Requirement: Go through the listing beneath this task and return every line that carries the string "components".

----

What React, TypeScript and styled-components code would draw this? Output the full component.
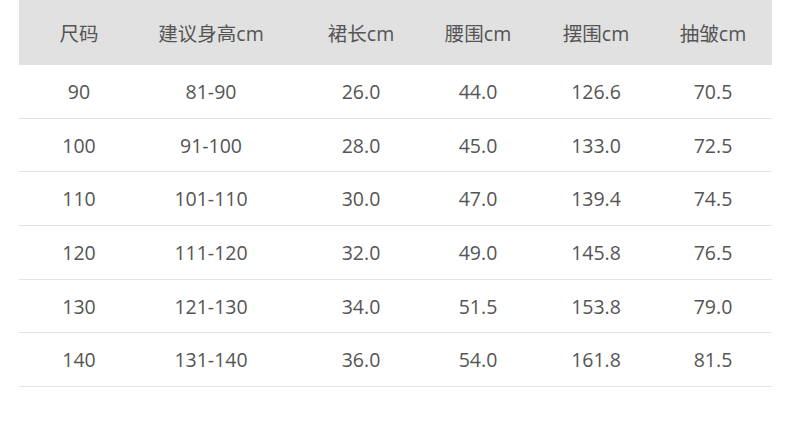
import styled, { createGlobalStyle } from "styled-components";

const GlobalStyle = createGlobalStyle`
  body {
    margin: 0;
    background: #ffffff;
    font-family: "Open Sans", "Noto Sans CJK SC", sans-serif;
  }
`;

const headers = ["尺码", "建议身高cm", "裙长cm", "腰围cm", "摆围cm", "抽皱cm"];

const rows = [
  ["90", "81-90", "26.0", "44.0", "126.6", "70.5"],
  ["100", "91-100", "28.0", "45.0", "133.0", "72.5"],
  ["110", "101-110", "30.0", "47.0", "139.4", "74.5"],
  ["120", "111-120", "32.0", "49.0", "145.8", "76.5"],
  ["130", "121-130", "34.0", "51.5", "153.8", "79.0"],
  ["140", "131-140", "36.0", "54.0", "161.8", "81.5"],
];

const App = () => {
  return (
    <>
      <GlobalStyle />
      <Page>
        <Table>
          <HeaderRow>
            {headers.map((h) => (
              <Cell key={h}>{h}</Cell>
            ))}
          </HeaderRow>
          {rows.map((row) => (
            <Row key={row[0]}>
              {row.map((v, i) => (
                <Cell key={i}>{v}</Cell>
              ))}
            </Row>
          ))}
        </Table>
      </Page>
    </>
  );
};

export default App;

const Page = styled.div`
  width: 790px;
  height: 431px;
  padding-left: 19px;
  box-sizing: border-box;
`;

const Table = styled.div`
  width: 753px;
  display: flex;
  flex-direction: column;
`;

const HeaderRow = styled.div`
  display: grid;
  grid-template-columns: 120px 144px 156px 78px 158px 1fr;
  height: 65px;
  background: #e1e1e1;
  align-items: center;
`;

const Row = styled.div`
  display: grid;
  grid-template-columns: 120px 144px 156px 78px 158px 1fr;
  height: 52.7px;
  border-bottom: 1px solid #e4e4e4;
  align-items: center;
`;

const Cell = styled.div`
  text-align: center;
  white-space: nowrap;
  font-size: 19.5px;
  color: #555555;

  &:last-child {
    padding-right: 21px;
  }
`;
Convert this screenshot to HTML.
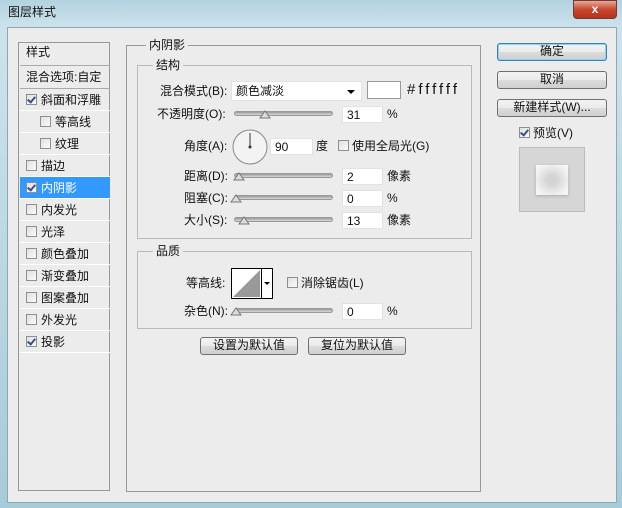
<!DOCTYPE html>
<html><head><meta charset="utf-8"><style>
*{box-sizing:border-box;margin:0;padding:0}
body{width:622px;height:508px;overflow:hidden;position:relative;background:linear-gradient(180deg,#b3d3e0 0,#cde3ec 28px,#a6cbd9 100%);font-family:"Liberation Sans","Noto Sans CJK SC",sans-serif;font-size:12px;color:#111}
.a{position:absolute}
.t{position:absolute;white-space:nowrap;line-height:14px}
.inner{position:absolute;left:7px;top:27px;width:610px;height:476px;background:#ececec;border:1px solid #8fa7b3}
.cb{position:absolute;width:11px;height:11px;border:1px solid #8e8f8f;background:linear-gradient(135deg,#e0e0e0,#fafafa)}
.cb.on::after{content:"";position:absolute;left:2px;top:0px;width:3px;height:6px;border:solid #3a4f8f;border-width:0 2px 2px 0;transform:rotate(40deg)}
.inp{position:absolute;background:#fff;border:1px solid #e2e2e2;height:17px;padding-left:4px;line-height:16px;font-size:12px}
.sl{position:absolute;height:5px;border-radius:3px;background:linear-gradient(#9a9a9a,#d8d8d8);border:1px solid #999}
.btn{position:absolute;border:1px solid #707070;border-radius:3px;background:linear-gradient(#f2f2f2 0,#ebebeb 50%,#dcdcdc 51%,#cfcfcf);text-align:center;line-height:15px}
.grp{position:absolute;border:1px solid #b9b9b9}
.row{position:absolute;left:1px;width:90px;height:22px;border-bottom:1px solid #fff}
</style></head><body>
<div class="t" style="left:8px;top:5px;font-size:12px">图层样式</div>
<div class="a" style="left:573px;top:0;width:44px;height:19px;border-radius:0 0 4px 4px;background:linear-gradient(#e8a99a,#c9462f 50%,#b8321c);border:1px solid #6d3d35;color:#fff;text-align:center;font-weight:bold;line-height:16px">x</div>
<div class="inner"></div>
<div class="a" style="left:18px;top:42px;width:92px;height:449px;border:1px solid #999;background:#ececec">
<div class="row" style="top:0;height:23px;border-bottom:1px solid #aaa"><span class="t" style="left:6px;top:2px">样式</span></div>
<div class="row" style="top:23px;height:23px;border-bottom:1px solid #aaa"><span class="t" style="left:6px;top:4px">混合选项:自定</span></div>
<div class="row" style="top:46px"><span class="cb on" style="left:6px;top:5px"></span><span class="t" style="left:21px;top:4px">斜面和浮雕</span></div>
<div class="row" style="top:68px"><span class="cb" style="left:20px;top:5px"></span><span class="t" style="left:35px;top:4px">等高线</span></div>
<div class="row" style="top:90px"><span class="cb" style="left:20px;top:5px"></span><span class="t" style="left:35px;top:4px">纹理</span></div>
<div class="row" style="top:112px"><span class="cb" style="left:6px;top:5px"></span><span class="t" style="left:21px;top:4px">描边</span></div>
<div class="row" style="top:134px;background:#3399ff;color:#fff"><span class="cb on" style="left:6px;top:5px"></span><span class="t" style="left:21px;top:4px">内阴影</span></div>
<div class="row" style="top:156px"><span class="cb" style="left:6px;top:5px"></span><span class="t" style="left:21px;top:4px">内发光</span></div>
<div class="row" style="top:178px"><span class="cb" style="left:6px;top:5px"></span><span class="t" style="left:21px;top:4px">光泽</span></div>
<div class="row" style="top:200px"><span class="cb" style="left:6px;top:5px"></span><span class="t" style="left:21px;top:4px">颜色叠加</span></div>
<div class="row" style="top:222px"><span class="cb" style="left:6px;top:5px"></span><span class="t" style="left:21px;top:4px">渐变叠加</span></div>
<div class="row" style="top:244px"><span class="cb" style="left:6px;top:5px"></span><span class="t" style="left:21px;top:4px">图案叠加</span></div>
<div class="row" style="top:266px"><span class="cb" style="left:6px;top:5px"></span><span class="t" style="left:21px;top:4px">外发光</span></div>
<div class="row" style="top:288px"><span class="cb on" style="left:6px;top:5px"></span><span class="t" style="left:21px;top:4px">投影</span></div>
</div>
<div class="grp" style="left:126px;top:45px;width:355px;height:447px;border-color:#999"></div>
<div class="t" style="left:146px;top:38px;background:#ececec;padding:0 3px">内阴影</div>
<div class="grp" style="left:137px;top:65px;width:335px;height:174px"></div>
<div class="t" style="left:153px;top:58px;background:#ececec;padding:0 3px">结构</div>
<div class="t" style="left:160px;top:84px">混合模式(B):</div>
<div class="inp" style="left:231px;top:81px;width:131px;height:20px;line-height:19px">颜色减淡<span style="position:absolute;right:6px;top:8px;border:4px solid transparent;border-top:4px solid #000;border-bottom:0"></span></div>
<div class="inp" style="left:367px;top:81px;width:34px;height:18px;border-color:#999"></div>
<div class="t" style="left:407px;top:83px;font-size:15px;letter-spacing:3px">#ffffff</div>
<div class="t" style="left:157px;top:107px">不透明度(O):</div>
<div class="sl" style="left:234px;top:111px;width:99px"></div>
<svg class="a" style="left:259px;top:109px" width="12" height="10"><path d="M1 9 L6 2 L11 9 Z" fill="#ddd" stroke="#777"/></svg>
<div class="inp" style="left:342px;top:106px;width:41px">31</div>
<div class="t" style="left:387px;top:107px">%</div>
<div class="t" style="left:184px;top:139px">角度(A):</div>
<svg class="a" style="left:231px;top:128px" width="38" height="38"><circle cx="19" cy="19" r="17" fill="#f3f3f3" stroke="#888"/><line x1="19" y1="19" x2="19" y2="5" stroke="#333"/><circle cx="19" cy="19" r="1.5" fill="#333"/></svg>
<div class="inp" style="left:270px;top:138px;width:43px">90</div>
<div class="t" style="left:316px;top:139px">度</div>
<span class="cb" style="left:338px;top:140px"></span>
<div class="t" style="left:352px;top:139px">使用全局光(G)</div>
<div class="t" style="left:184px;top:169px">距离(D):</div>
<div class="sl" style="left:234px;top:173px;width:99px"></div>
<svg class="a" style="left:233px;top:171px" width="12" height="10"><path d="M1 9 L6 2 L11 9 Z" fill="#ddd" stroke="#777"/></svg>
<div class="inp" style="left:342px;top:168px;width:41px">2</div>
<div class="t" style="left:387px;top:169px">像素</div>
<div class="t" style="left:184px;top:191px">阻塞(C):</div>
<div class="sl" style="left:234px;top:195px;width:99px"></div>
<svg class="a" style="left:230px;top:193px" width="12" height="10"><path d="M1 9 L6 2 L11 9 Z" fill="#ddd" stroke="#777"/></svg>
<div class="inp" style="left:342px;top:190px;width:41px">0</div>
<div class="t" style="left:387px;top:191px">%</div>
<div class="t" style="left:184px;top:213px">大小(S):</div>
<div class="sl" style="left:234px;top:217px;width:99px"></div>
<svg class="a" style="left:238px;top:215px" width="12" height="10"><path d="M1 9 L6 2 L11 9 Z" fill="#ddd" stroke="#777"/></svg>
<div class="inp" style="left:342px;top:212px;width:41px">13</div>
<div class="t" style="left:387px;top:213px">像素</div>
<div class="grp" style="left:137px;top:251px;width:335px;height:78px"></div>
<div class="t" style="left:153px;top:244px;background:#ececec;padding:0 3px">品质</div>
<div class="t" style="left:186px;top:276px">等高线:</div>
<svg class="a" style="left:231px;top:268px" width="42" height="31"><rect x="0.5" y="0.5" width="41" height="30" fill="#fff" stroke="#000"/><path d="M2 29 L29 2 L29 29 Z" fill="#999"/><line x1="30.5" y1="1" x2="30.5" y2="30" stroke="#000"/><path d="M33 14 L39 14 L36 17 Z" fill="#000"/></svg>
<span class="cb" style="left:287px;top:277px"></span>
<div class="t" style="left:301px;top:276px">消除锯齿(L)</div>
<div class="t" style="left:184px;top:304px">杂色(N):</div>
<div class="sl" style="left:234px;top:308px;width:99px"></div>
<svg class="a" style="left:230px;top:306px" width="12" height="10"><path d="M1 9 L6 2 L11 9 Z" fill="#ddd" stroke="#777"/></svg>
<div class="inp" style="left:342px;top:303px;width:41px">0</div>
<div class="t" style="left:387px;top:304px">%</div>
<div class="btn" style="left:200px;top:337px;width:98px;height:18px">设置为默认值</div>
<div class="btn" style="left:308px;top:337px;width:98px;height:18px">复位为默认值</div>
<div class="btn" style="left:497px;top:43px;width:110px;height:18px;border-color:#3c7fb1;box-shadow:0 0 0 1px #8fd1f0 inset">确定</div>
<div class="btn" style="left:497px;top:71px;width:110px;height:18px">取消</div>
<div class="btn" style="left:497px;top:99px;width:110px;height:18px">新建样式(W)...</div>
<span class="cb on" style="left:519px;top:127px"></span>
<div class="t" style="left:533px;top:126px">预览(V)</div>
<div class="a" style="left:519px;top:147px;width:66px;height:65px;background:#d6d6d6;border:1px solid #bbb"></div>
<div class="a" style="left:536px;top:165px;width:32px;height:30px;background:radial-gradient(#d4d4d4 20%,#f4f4f4 80%);box-shadow:0 1px 3px #aaa"></div>
</body></html>
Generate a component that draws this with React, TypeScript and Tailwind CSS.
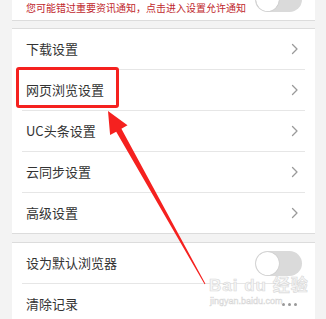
import React from 'react'

const font = { fontFamily: '"Noto Sans CJK SC", "Noto Sans", sans-serif' }

function Chevron() {
  return (
    <svg width="8" height="12" viewBox="0 0 8 12" className="shrink-0">
      <polyline points="1.5,1.5 6,6 1.5,10.5" fill="none" stroke="#9a9a9a" strokeWidth="1.3" strokeLinecap="round" strokeLinejoin="round" />
    </svg>
  )
}

function Toggle() {
  return (
    <div className="w-[47px] h-[25px] rounded-full bg-[#dadada] p-[1px] shrink-0">
      <div className="w-[23px] h-[23px] rounded-full bg-white shadow-[0_0_1px_rgba(0,0,0,0.25)]" />
    </div>
  )
}

function Row({ label, last }: { label: string; last?: boolean }) {
  return (
    <>
      <div className="h-[40px] flex items-center justify-between pl-[14px] pr-[16px]">
        <span className="text-[13px] text-[#333]">{label}</span>
        <Chevron />
      </div>
      {!last && <div className="mx-[10px] h-px bg-[#e6e6e6]" />}
    </>
  )
}

export default function App() {
  const rows = ['下载设置', '网页浏览设置', 'UC头条设置', '云同步设置', '高级设置']

  return (
    <div className="relative w-[326px] h-[319px] overflow-hidden bg-[#f3f3f3]" style={font}>
      <div className="mx-[12px] w-[303px]">
        {/* 通知 */}
        <div className="h-[21px] bg-white border-b border-[#dcdcdc] overflow-hidden flex items-end justify-between pl-[14px] pr-[13px]">
          <span className="text-[10px] leading-none text-[#c0272d] pb-[7px] whitespace-nowrap">
            您可能错过重要资讯通知，点击进入设置允许通知
          </span>
          <div className="mb-[8px]">
            <Toggle />
          </div>
        </div>

        <div className="h-[7px]" />

        <div className="bg-white border-y border-[#dcdcdc]">
          {rows.map((r, i) => (
            <Row key={r} label={r} last={i === rows.length - 1} />
          ))}
        </div>

        <div className="h-[8px]" />

        <div className="bg-white border-t border-[#dcdcdc]">
          <div className="h-[40px] flex items-center justify-between pl-[14px] pr-[13px]">
            <span className="text-[13px] text-[#333]">设为默认浏览器</span>
            <Toggle />
          </div>
          <div className="mx-[10px] h-px bg-[#e6e6e6]" />
          <div className="h-[40px] flex items-center justify-between pl-[14px] pr-[18px]">
            <span className="text-[13px] text-[#333]">清除记录</span>
            <div className="flex gap-[3px]">
              <span className="w-[3px] h-[3px] rounded-full bg-[#999]" />
              <span className="w-[3px] h-[3px] rounded-full bg-[#999]" />
              <span className="w-[3px] h-[3px] rounded-full bg-[#999]" />
            </div>
          </div>
        </div>
      </div>

      {/* 标注框 */}
      <div className="absolute left-[16px] top-[67px] w-[103px] h-[41px] border-[3px] border-[#f5211f] rounded-[3px]" />

      {/* 箭头 */}
      <svg className="absolute left-0 top-0" width="326" height="319" viewBox="0 0 326 319">
        <polygon
          points="108,111 127.5,125.3 121.4,128.7 205.4,283.8 204.6,284.2 116.2,131.7 110.1,135.1"
          fill="#f5211f"
        />
      </svg>

      {/* 水印 */}
      <div className="absolute left-[209px] top-[277px] flex flex-col items-start leading-none pointer-events-none">
        <span className="text-[17px] font-bold text-[#f6f6f6] [-webkit-text-stroke:0.6px_#d8d8d8] tracking-[1px]" style={{ fontFamily: '"Liberation Sans", "Noto Sans CJK SC", sans-serif' }}>
          Bai du 经验
        </span>
        <span className="text-[9px] text-[#f0f0f0] [-webkit-text-stroke:0.4px_#d4d4d4] mt-[3px] ml-[1px]" style={{ fontFamily: '"Liberation Sans", sans-serif' }}>
          jingyan.baidu.com
        </span>
      </div>
    </div>
  )
}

----

Problem solution:
What React, TypeScript and styled-components code would draw this? Output the full component.
import styled, { createGlobalStyle } from "styled-components";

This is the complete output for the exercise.